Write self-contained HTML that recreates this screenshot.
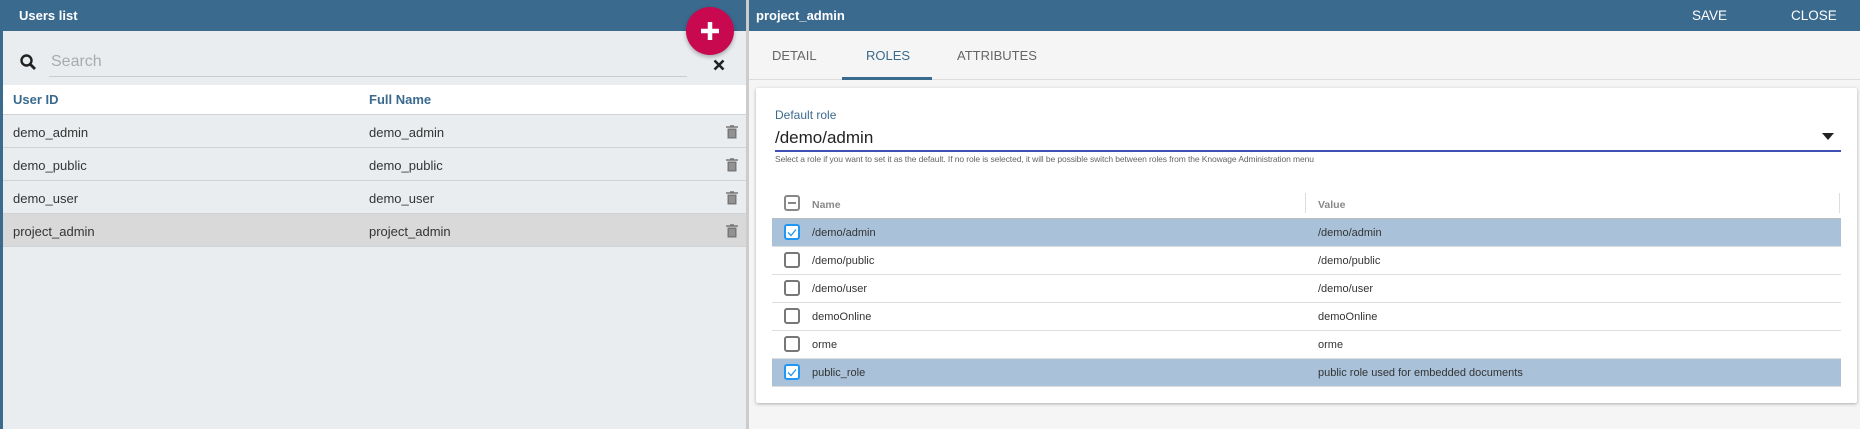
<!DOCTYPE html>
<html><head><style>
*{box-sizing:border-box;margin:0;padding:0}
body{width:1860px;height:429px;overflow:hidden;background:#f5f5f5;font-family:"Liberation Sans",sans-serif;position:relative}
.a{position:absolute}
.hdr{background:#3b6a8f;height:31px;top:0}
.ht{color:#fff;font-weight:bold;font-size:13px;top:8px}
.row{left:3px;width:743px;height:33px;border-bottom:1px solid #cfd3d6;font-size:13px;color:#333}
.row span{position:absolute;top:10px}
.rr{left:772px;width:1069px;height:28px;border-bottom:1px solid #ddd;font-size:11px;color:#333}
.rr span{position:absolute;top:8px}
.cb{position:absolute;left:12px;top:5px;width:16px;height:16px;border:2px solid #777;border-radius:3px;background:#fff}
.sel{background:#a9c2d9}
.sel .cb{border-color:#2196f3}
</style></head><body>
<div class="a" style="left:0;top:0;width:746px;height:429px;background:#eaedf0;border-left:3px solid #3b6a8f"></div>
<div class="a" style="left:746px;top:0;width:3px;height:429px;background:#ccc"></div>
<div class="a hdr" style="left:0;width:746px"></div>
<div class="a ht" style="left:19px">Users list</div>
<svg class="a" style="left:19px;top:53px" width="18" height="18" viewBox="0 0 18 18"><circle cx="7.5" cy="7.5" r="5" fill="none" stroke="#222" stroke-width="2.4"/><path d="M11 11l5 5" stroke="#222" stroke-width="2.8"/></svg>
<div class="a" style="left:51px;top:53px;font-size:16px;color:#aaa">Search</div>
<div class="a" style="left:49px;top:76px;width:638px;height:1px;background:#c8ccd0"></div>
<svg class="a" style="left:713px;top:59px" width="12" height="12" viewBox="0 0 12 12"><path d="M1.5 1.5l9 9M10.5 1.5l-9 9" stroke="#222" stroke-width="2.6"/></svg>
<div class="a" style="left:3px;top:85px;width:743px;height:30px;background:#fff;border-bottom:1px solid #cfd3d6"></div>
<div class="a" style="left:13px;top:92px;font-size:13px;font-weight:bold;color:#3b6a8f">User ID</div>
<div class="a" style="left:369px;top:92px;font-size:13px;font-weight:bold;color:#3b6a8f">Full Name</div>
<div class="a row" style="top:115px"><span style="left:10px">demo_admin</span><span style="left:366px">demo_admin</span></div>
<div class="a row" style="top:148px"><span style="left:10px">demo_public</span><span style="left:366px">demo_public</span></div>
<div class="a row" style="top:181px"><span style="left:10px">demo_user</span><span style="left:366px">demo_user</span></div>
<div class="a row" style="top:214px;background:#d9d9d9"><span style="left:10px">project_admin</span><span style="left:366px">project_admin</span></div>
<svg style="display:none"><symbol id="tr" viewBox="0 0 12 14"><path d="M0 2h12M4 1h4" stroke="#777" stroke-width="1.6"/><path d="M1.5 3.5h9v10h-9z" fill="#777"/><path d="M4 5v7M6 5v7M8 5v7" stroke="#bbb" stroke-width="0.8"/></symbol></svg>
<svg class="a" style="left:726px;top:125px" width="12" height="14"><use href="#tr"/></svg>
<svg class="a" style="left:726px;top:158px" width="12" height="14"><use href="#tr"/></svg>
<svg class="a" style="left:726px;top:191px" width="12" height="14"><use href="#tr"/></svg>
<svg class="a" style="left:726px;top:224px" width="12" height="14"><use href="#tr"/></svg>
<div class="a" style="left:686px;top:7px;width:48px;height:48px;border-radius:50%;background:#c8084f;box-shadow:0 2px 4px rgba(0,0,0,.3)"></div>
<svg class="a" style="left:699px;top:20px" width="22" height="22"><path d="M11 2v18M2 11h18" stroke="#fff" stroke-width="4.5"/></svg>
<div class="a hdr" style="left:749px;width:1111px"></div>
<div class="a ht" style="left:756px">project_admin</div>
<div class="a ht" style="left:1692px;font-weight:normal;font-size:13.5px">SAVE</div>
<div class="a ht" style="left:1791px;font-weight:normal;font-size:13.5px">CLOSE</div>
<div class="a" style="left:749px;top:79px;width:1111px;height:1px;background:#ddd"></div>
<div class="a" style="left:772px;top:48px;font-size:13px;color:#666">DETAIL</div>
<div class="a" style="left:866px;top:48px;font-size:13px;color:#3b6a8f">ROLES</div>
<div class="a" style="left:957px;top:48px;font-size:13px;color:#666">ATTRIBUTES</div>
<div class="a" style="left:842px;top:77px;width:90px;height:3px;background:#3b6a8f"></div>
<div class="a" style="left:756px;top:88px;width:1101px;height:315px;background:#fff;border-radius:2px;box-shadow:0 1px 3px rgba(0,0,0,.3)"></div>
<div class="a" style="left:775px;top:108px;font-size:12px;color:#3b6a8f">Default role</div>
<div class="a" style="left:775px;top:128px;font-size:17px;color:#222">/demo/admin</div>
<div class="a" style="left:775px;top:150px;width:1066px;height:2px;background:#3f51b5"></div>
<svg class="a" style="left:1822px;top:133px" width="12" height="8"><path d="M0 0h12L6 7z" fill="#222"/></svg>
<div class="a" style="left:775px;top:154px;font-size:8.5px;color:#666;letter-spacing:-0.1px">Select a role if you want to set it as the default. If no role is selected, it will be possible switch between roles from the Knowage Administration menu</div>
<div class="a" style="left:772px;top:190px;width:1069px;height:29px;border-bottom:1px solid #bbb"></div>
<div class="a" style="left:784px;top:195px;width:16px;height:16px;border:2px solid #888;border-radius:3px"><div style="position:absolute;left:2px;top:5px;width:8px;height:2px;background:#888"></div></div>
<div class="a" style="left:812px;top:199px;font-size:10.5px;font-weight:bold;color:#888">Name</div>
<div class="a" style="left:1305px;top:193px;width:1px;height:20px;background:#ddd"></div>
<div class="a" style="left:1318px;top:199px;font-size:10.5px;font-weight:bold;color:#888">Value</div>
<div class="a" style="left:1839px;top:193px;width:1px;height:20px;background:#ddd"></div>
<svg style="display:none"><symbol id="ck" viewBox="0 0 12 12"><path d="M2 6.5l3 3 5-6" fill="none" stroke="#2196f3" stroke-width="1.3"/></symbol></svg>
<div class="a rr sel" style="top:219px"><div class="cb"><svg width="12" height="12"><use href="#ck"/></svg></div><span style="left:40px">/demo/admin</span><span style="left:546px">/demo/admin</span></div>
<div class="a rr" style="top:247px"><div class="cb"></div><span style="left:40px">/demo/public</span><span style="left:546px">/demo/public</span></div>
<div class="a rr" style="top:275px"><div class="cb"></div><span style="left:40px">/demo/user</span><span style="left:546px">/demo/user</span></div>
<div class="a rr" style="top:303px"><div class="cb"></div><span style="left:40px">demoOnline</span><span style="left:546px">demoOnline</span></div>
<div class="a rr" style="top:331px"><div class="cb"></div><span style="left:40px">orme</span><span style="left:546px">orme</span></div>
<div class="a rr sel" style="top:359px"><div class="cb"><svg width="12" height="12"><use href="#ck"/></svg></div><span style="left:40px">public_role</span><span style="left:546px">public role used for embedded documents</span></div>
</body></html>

### [Written exercise]
Copy each line in full and exactly, omitting any picture.

### [Output]
Write self-contained HTML that recreates this screenshot.
<!DOCTYPE html>
<html><head><style>
*{box-sizing:border-box;margin:0;padding:0}
body{width:1860px;height:429px;overflow:hidden;background:#f5f5f5;font-family:"Liberation Sans",sans-serif;position:relative}
.a{position:absolute}
.hdr{background:#3b6a8f;height:31px;top:0}
.ht{color:#fff;font-weight:bold;font-size:13px;top:8px}
.row{left:3px;width:743px;height:33px;border-bottom:1px solid #cfd3d6;font-size:13px;color:#333}
.row span{position:absolute;top:10px}
.rr{left:772px;width:1069px;height:28px;border-bottom:1px solid #ddd;font-size:11px;color:#333}
.rr span{position:absolute;top:8px}
.cb{position:absolute;left:12px;top:5px;width:16px;height:16px;border:2px solid #777;border-radius:3px;background:#fff}
.sel{background:#a9c2d9}
.sel .cb{border-color:#2196f3}
</style></head><body>
<div class="a" style="left:0;top:0;width:746px;height:429px;background:#eaedf0;border-left:3px solid #3b6a8f"></div>
<div class="a" style="left:746px;top:0;width:3px;height:429px;background:#ccc"></div>
<div class="a hdr" style="left:0;width:746px"></div>
<div class="a ht" style="left:19px">Users list</div>
<svg class="a" style="left:19px;top:53px" width="18" height="18" viewBox="0 0 18 18"><circle cx="7.5" cy="7.5" r="5" fill="none" stroke="#222" stroke-width="2.4"/><path d="M11 11l5 5" stroke="#222" stroke-width="2.8"/></svg>
<div class="a" style="left:51px;top:53px;font-size:16px;color:#aaa">Search</div>
<div class="a" style="left:49px;top:76px;width:638px;height:1px;background:#c8ccd0"></div>
<svg class="a" style="left:713px;top:59px" width="12" height="12" viewBox="0 0 12 12"><path d="M1.5 1.5l9 9M10.5 1.5l-9 9" stroke="#222" stroke-width="2.6"/></svg>
<div class="a" style="left:3px;top:85px;width:743px;height:30px;background:#fff;border-bottom:1px solid #cfd3d6"></div>
<div class="a" style="left:13px;top:92px;font-size:13px;font-weight:bold;color:#3b6a8f">User ID</div>
<div class="a" style="left:369px;top:92px;font-size:13px;font-weight:bold;color:#3b6a8f">Full Name</div>
<div class="a row" style="top:115px"><span style="left:10px">demo_admin</span><span style="left:366px">demo_admin</span></div>
<div class="a row" style="top:148px"><span style="left:10px">demo_public</span><span style="left:366px">demo_public</span></div>
<div class="a row" style="top:181px"><span style="left:10px">demo_user</span><span style="left:366px">demo_user</span></div>
<div class="a row" style="top:214px;background:#d9d9d9"><span style="left:10px">project_admin</span><span style="left:366px">project_admin</span></div>
<svg style="display:none"><symbol id="tr" viewBox="0 0 12 14"><path d="M0 2h12M4 1h4" stroke="#777" stroke-width="1.6"/><path d="M1.5 3.5h9v10h-9z" fill="#777"/><path d="M4 5v7M6 5v7M8 5v7" stroke="#bbb" stroke-width="0.8"/></symbol></svg>
<svg class="a" style="left:726px;top:125px" width="12" height="14"><use href="#tr"/></svg>
<svg class="a" style="left:726px;top:158px" width="12" height="14"><use href="#tr"/></svg>
<svg class="a" style="left:726px;top:191px" width="12" height="14"><use href="#tr"/></svg>
<svg class="a" style="left:726px;top:224px" width="12" height="14"><use href="#tr"/></svg>
<div class="a" style="left:686px;top:7px;width:48px;height:48px;border-radius:50%;background:#c8084f;box-shadow:0 2px 4px rgba(0,0,0,.3)"></div>
<svg class="a" style="left:699px;top:20px" width="22" height="22"><path d="M11 2v18M2 11h18" stroke="#fff" stroke-width="4.5"/></svg>
<div class="a hdr" style="left:749px;width:1111px"></div>
<div class="a ht" style="left:756px">project_admin</div>
<div class="a ht" style="left:1692px;font-weight:normal;font-size:13.5px">SAVE</div>
<div class="a ht" style="left:1791px;font-weight:normal;font-size:13.5px">CLOSE</div>
<div class="a" style="left:749px;top:79px;width:1111px;height:1px;background:#ddd"></div>
<div class="a" style="left:772px;top:48px;font-size:13px;color:#666">DETAIL</div>
<div class="a" style="left:866px;top:48px;font-size:13px;color:#3b6a8f">ROLES</div>
<div class="a" style="left:957px;top:48px;font-size:13px;color:#666">ATTRIBUTES</div>
<div class="a" style="left:842px;top:77px;width:90px;height:3px;background:#3b6a8f"></div>
<div class="a" style="left:756px;top:88px;width:1101px;height:315px;background:#fff;border-radius:2px;box-shadow:0 1px 3px rgba(0,0,0,.3)"></div>
<div class="a" style="left:775px;top:108px;font-size:12px;color:#3b6a8f">Default role</div>
<div class="a" style="left:775px;top:128px;font-size:17px;color:#222">/demo/admin</div>
<div class="a" style="left:775px;top:150px;width:1066px;height:2px;background:#3f51b5"></div>
<svg class="a" style="left:1822px;top:133px" width="12" height="8"><path d="M0 0h12L6 7z" fill="#222"/></svg>
<div class="a" style="left:775px;top:154px;font-size:8.5px;color:#666;letter-spacing:-0.1px">Select a role if you want to set it as the default. If no role is selected, it will be possible switch between roles from the Knowage Administration menu</div>
<div class="a" style="left:772px;top:190px;width:1069px;height:29px;border-bottom:1px solid #bbb"></div>
<div class="a" style="left:784px;top:195px;width:16px;height:16px;border:2px solid #888;border-radius:3px"><div style="position:absolute;left:2px;top:5px;width:8px;height:2px;background:#888"></div></div>
<div class="a" style="left:812px;top:199px;font-size:10.5px;font-weight:bold;color:#888">Name</div>
<div class="a" style="left:1305px;top:193px;width:1px;height:20px;background:#ddd"></div>
<div class="a" style="left:1318px;top:199px;font-size:10.5px;font-weight:bold;color:#888">Value</div>
<div class="a" style="left:1839px;top:193px;width:1px;height:20px;background:#ddd"></div>
<svg style="display:none"><symbol id="ck" viewBox="0 0 12 12"><path d="M2 6.5l3 3 5-6" fill="none" stroke="#2196f3" stroke-width="1.3"/></symbol></svg>
<div class="a rr sel" style="top:219px"><div class="cb"><svg width="12" height="12"><use href="#ck"/></svg></div><span style="left:40px">/demo/admin</span><span style="left:546px">/demo/admin</span></div>
<div class="a rr" style="top:247px"><div class="cb"></div><span style="left:40px">/demo/public</span><span style="left:546px">/demo/public</span></div>
<div class="a rr" style="top:275px"><div class="cb"></div><span style="left:40px">/demo/user</span><span style="left:546px">/demo/user</span></div>
<div class="a rr" style="top:303px"><div class="cb"></div><span style="left:40px">demoOnline</span><span style="left:546px">demoOnline</span></div>
<div class="a rr" style="top:331px"><div class="cb"></div><span style="left:40px">orme</span><span style="left:546px">orme</span></div>
<div class="a rr sel" style="top:359px"><div class="cb"><svg width="12" height="12"><use href="#ck"/></svg></div><span style="left:40px">public_role</span><span style="left:546px">public role used for embedded documents</span></div>
</body></html>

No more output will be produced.